**Objective**
In the data below, locate each line with the word "screenshot" and list it.

(Dataset entries)
----

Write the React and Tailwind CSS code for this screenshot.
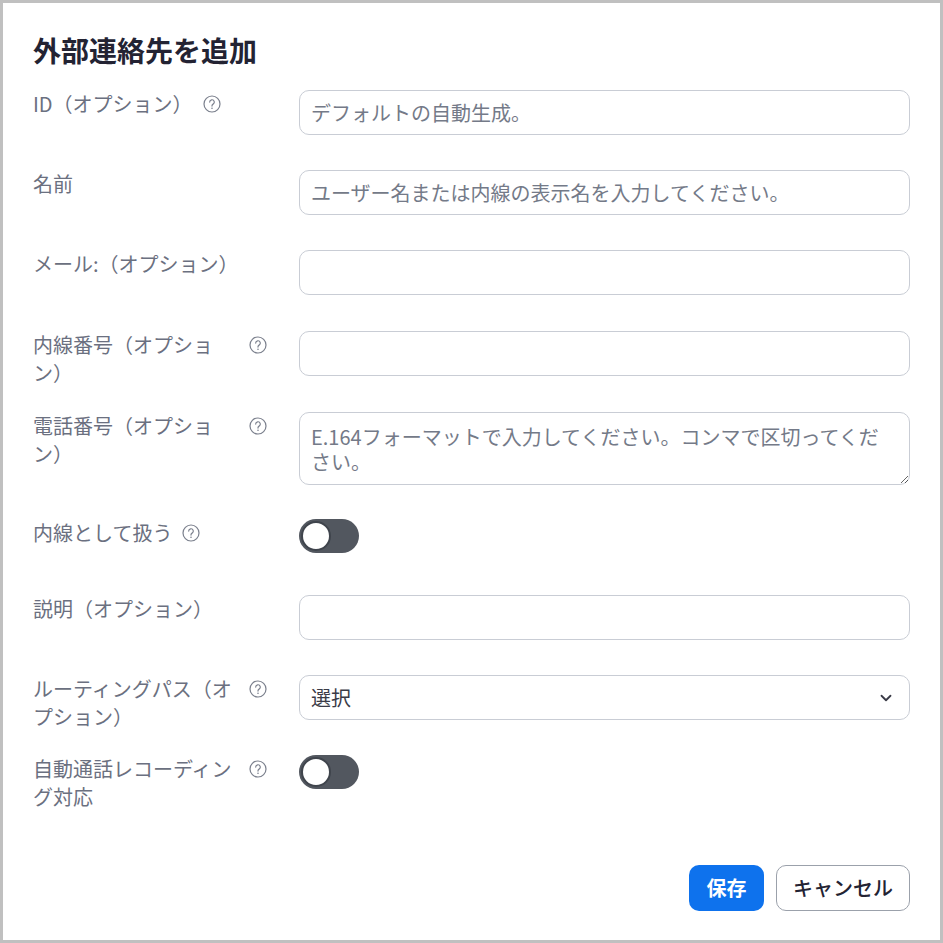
import { ChevronDown } from 'lucide-react';

const font = { fontFamily: '"Noto Sans CJK JP", "Noto Sans", sans-serif' };

function Help() {
  return (
    <svg width="18" height="18" viewBox="0 0 18 18" className="ml-[10px] mt-[5px] shrink-0">
      <circle cx="9" cy="9" r="8" fill="none" stroke="#7a7f8c" strokeWidth="1.2" />
      <path d="M6.7 7.1a2.3 2.3 0 1 1 3.4 2c-.7.4-1.1.8-1.1 1.6v.4" fill="none" stroke="#7a7f8c" strokeWidth="1.2" strokeLinecap="round" />
      <circle cx="9" cy="13.3" r="0.8" fill="#7a7f8c" />
    </svg>
  );
}

function Label({ text, help }) {
  return (
    <div className="flex w-[266px] shrink-0 items-start">
      <span className="max-w-[206px] text-[20px] leading-[28px] text-[#6b7080]">{text}</span>
      {help && <Help />}
    </div>
  );
}

// rows keep a fixed pitch, as in the original form; a two-line label does not push the next row
function Row({ label, help, children, className }) {
  return (
    <div className={`flex items-start ${className}`}>
      <Label text={label} help={help} />
      <div className="flex-1">{children}</div>
    </div>
  );
}

function Input({ placeholder }) {
  return (
    <input
      placeholder={placeholder}
      className="h-[45px] w-full rounded-[10px] border border-[#c9cdd5] bg-white px-[11px] text-[20px] text-[#232333] outline-none placeholder:text-[#747a88]"
    />
  );
}

function Toggle() {
  return (
    <div className="flex h-[34px] w-[60px] items-center rounded-full bg-[#52575f] px-[2px]">
      <span className="h-[30px] w-[30px] rounded-full border-2 border-[#3f444c] bg-white" />
    </div>
  );
}

export default function App() {
  return (
    <div style={font} className="h-[943px] w-[943px] border-[3px] border-[#c0c0c0] bg-white pl-[30px] pr-[30px] pt-[29px]">
      <h2 className="mb-[22px] text-[28px] font-bold leading-[36px] text-[#232333]">外部連絡先を追加</h2>
      <div className="flex flex-col">
        <Row label="ID（オプション）" help className="h-[80px]">
          <Input placeholder="デフォルトの自動生成。" />
        </Row>
        <Row label="名前" className="h-[80px]">
          <Input placeholder="ユーザー名または内線の表示名を入力してください。" />
        </Row>
        <Row label="メール:（オプション）" className="h-[81px]">
          <Input />
        </Row>
        <Row label="内線番号（オプション）" help className="h-[81px]">
          <Input />
        </Row>
        <Row label="電話番号（オプション）" help className="h-[107px]">
          <textarea
            placeholder="E.164フォーマットで入力してください。コンマで区切ってください。"
            className="block h-[73px] w-full rounded-[10px] border border-[#c9cdd5] bg-white px-[11px] pt-[11px] text-[20px] leading-[25px] text-[#232333] outline-none placeholder:text-[#747a88]"
          />
        </Row>
        <Row label="内線として扱う" help className="h-[76px]">
          <Toggle />
        </Row>
        <Row label="説明（オプション）" className="h-[80px]">
          <Input />
        </Row>
        <Row label="ルーティングパス（オプション）" help className="h-[80px]">
          <div className="flex h-[45px] w-full items-center justify-between rounded-[10px] border border-[#c9cdd5] bg-white pl-[11px] pr-[14px]">
            <span className="text-[20px] text-[#3a3b47]">選択</span>
            <ChevronDown size={18} strokeWidth={2.4} color="#3a3b47" />
          </div>
        </Row>
        <Row label="自動通話レコーディング対応" help className="h-[110px]">
          <Toggle />
        </Row>
      </div>
      <div className="flex justify-end gap-[12px]">
        <button className="h-[46px] w-[75px] rounded-[10px] bg-[#0e72ed] text-[20px] font-bold text-white">保存</button>
        <button className="h-[46px] w-[134px] rounded-[10px] border border-[#9ba1ab] bg-white text-[20px] font-medium text-[#232333]">キャンセル</button>
      </div>
    </div>
  );
}
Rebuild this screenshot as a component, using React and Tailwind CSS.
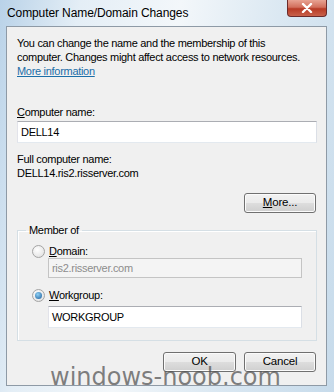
import React from 'react';

const font = { fontFamily: '"Liberation Sans", Arial, sans-serif' };

const VistaButton = ({ children, className = '' }) => (
  <button
    className={`h-[20px] w-[72px] rounded-[3px] border border-[#707070] bg-[linear-gradient(#f2f2f2_0%,#ebebeb_48%,#dddddd_52%,#cfcfcf_100%)] text-[11.5px] leading-none tracking-[-0.2px] text-black shadow-[inset_0_0_0_1px_#fbfbfb] ${className}`}
  >
    {children}
  </button>
);

const Radio = ({ checked }) => (
  <span className="flex h-[13px] w-[13px] items-center justify-center rounded-full border border-[#a4a4a4] bg-[radial-gradient(circle_at_40%_35%,#ffffff,#dcdcdc)]">
    {checked && (
      <span className="h-[7px] w-[7px] rounded-full bg-[radial-gradient(circle_at_40%_35%,#8fd1f5,#1c5c9a)]" />
    )}
  </span>
);

const Field = ({ value, disabled, className = '' }) => (
  <div
    className={`flex items-center border px-[3px] ${
      disabled
        ? 'border-[#c4c4c4] bg-[#f4f4f4] text-[#8d8d8d]'
        : 'border-[#abadb3] border-r-[#dbdfe6] border-b-[#e3e9ef] border-l-[#e2e3ea] bg-white text-black'
    } ${className}`}
  >
    {value}
  </div>
);

const App = () => {
  return (
    <div
      className="relative flex h-[392px] w-[334px] flex-col overflow-hidden bg-[linear-gradient(100deg,#b9d2e8_0%,#e4eef6_20%,#f3f7fa_45%,#dbe8f2_70%,#c7dbeb_100%)]"
      style={font}
    >
      {/* title bar */}
      <div className="flex h-[26px] items-center justify-between pl-[7px] pr-[7px]">
        <span className="text-[12px] tracking-[-0.1px] text-black">Computer Name/Domain Changes</span>
        <div className="mb-[9px] flex h-[17px] w-[40px] items-center justify-center self-start rounded-b-[4px] border border-t-0 border-[#6b2a2a] bg-[linear-gradient(#e8a393_0%,#d26f5c_45%,#b83a25_55%,#c8614a_100%)]">
          <svg width="12" height="10" viewBox="0 0 12 10">
            <path d="M2 1 L10 9 M10 1 L2 9" stroke="#ffffff" strokeWidth="2.4" strokeLinecap="round" />
          </svg>
        </div>
      </div>

      {/* client area */}
      <div className="mx-[6px] mr-[7px] flex h-[360px] flex-col border border-[#8e9aa6] bg-[#f0f0f0] pl-[10px] pr-[9px] pt-[9px] text-[11px] tracking-[-0.3px] text-black">
        <p className="w-[295px] leading-[14px]">
          You can change the name and the membership of this computer. Changes might affect access to network resources.
        </p>
        <span className="self-start leading-[14px] text-[#1b6ea8] underline">More information</span>

        <span className="mt-[27px] leading-[14px]">
          <span className="underline">C</span>omputer name:
        </span>
        <Field value="DELL14" className="mt-[2px] h-[22px]" />

        <span className="mt-[9px] leading-[14px]">Full computer name:</span>
        <span className="leading-[14px]">DELL14.ris2.risserver.com</span>

        <VistaButton className="ml-auto mr-[1px] mt-[13px]">
          <span className="underline">M</span>ore...
        </VistaButton>

        <fieldset className="mt-[10px] border border-[#d5dfe5] pb-[12px] shadow-[inset_1px_1px_0_#ffffff]">
          <legend className="ml-[8px] px-[3px] leading-[14px]">Member of</legend>
          <div className="mt-[8px] flex h-[13px] items-center gap-[4px] pl-[14px]">
            <Radio />
            <span>
              <span className="underline">D</span>omain:
            </span>
          </div>
          <Field value="ris2.risserver.com" disabled className="ml-[30px] mt-0 h-[20px] w-[254px]" />
          <div className="mt-[11px] flex h-[13px] items-center gap-[4px] pl-[14px]">
            <Radio checked />
            <span>
              <span className="underline">W</span>orkgroup:
            </span>
          </div>
          <Field value="WORKGROUP" className="ml-[30px] mt-[4px] h-[22px] w-[254px]" />
        </fieldset>

        <div className="mt-[11px] flex justify-end gap-[8px] pr-[1px]">
          <VistaButton className="w-[73px]">OK</VistaButton>
          <VistaButton>Cancel</VistaButton>
        </div>
      </div>

      {/* watermark */}
      <span
        className="pointer-events-none absolute bottom-[3px] left-[50px] whitespace-nowrap text-[24px] leading-none text-[rgba(80,80,80,0.72)]"
        style={{ fontFamily: '"DejaVu Sans", sans-serif' }}
      >
        windows-noob.com
      </span>
    </div>
  );
};

export default App;
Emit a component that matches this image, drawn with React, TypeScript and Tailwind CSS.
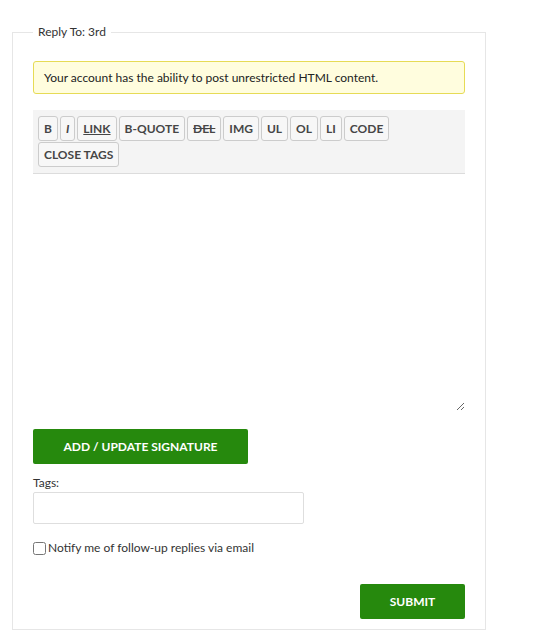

----

**Worked answer**
Write the React and Tailwind CSS code for this screenshot.
Rebuild this screenshot as a component, using React and Tailwind CSS.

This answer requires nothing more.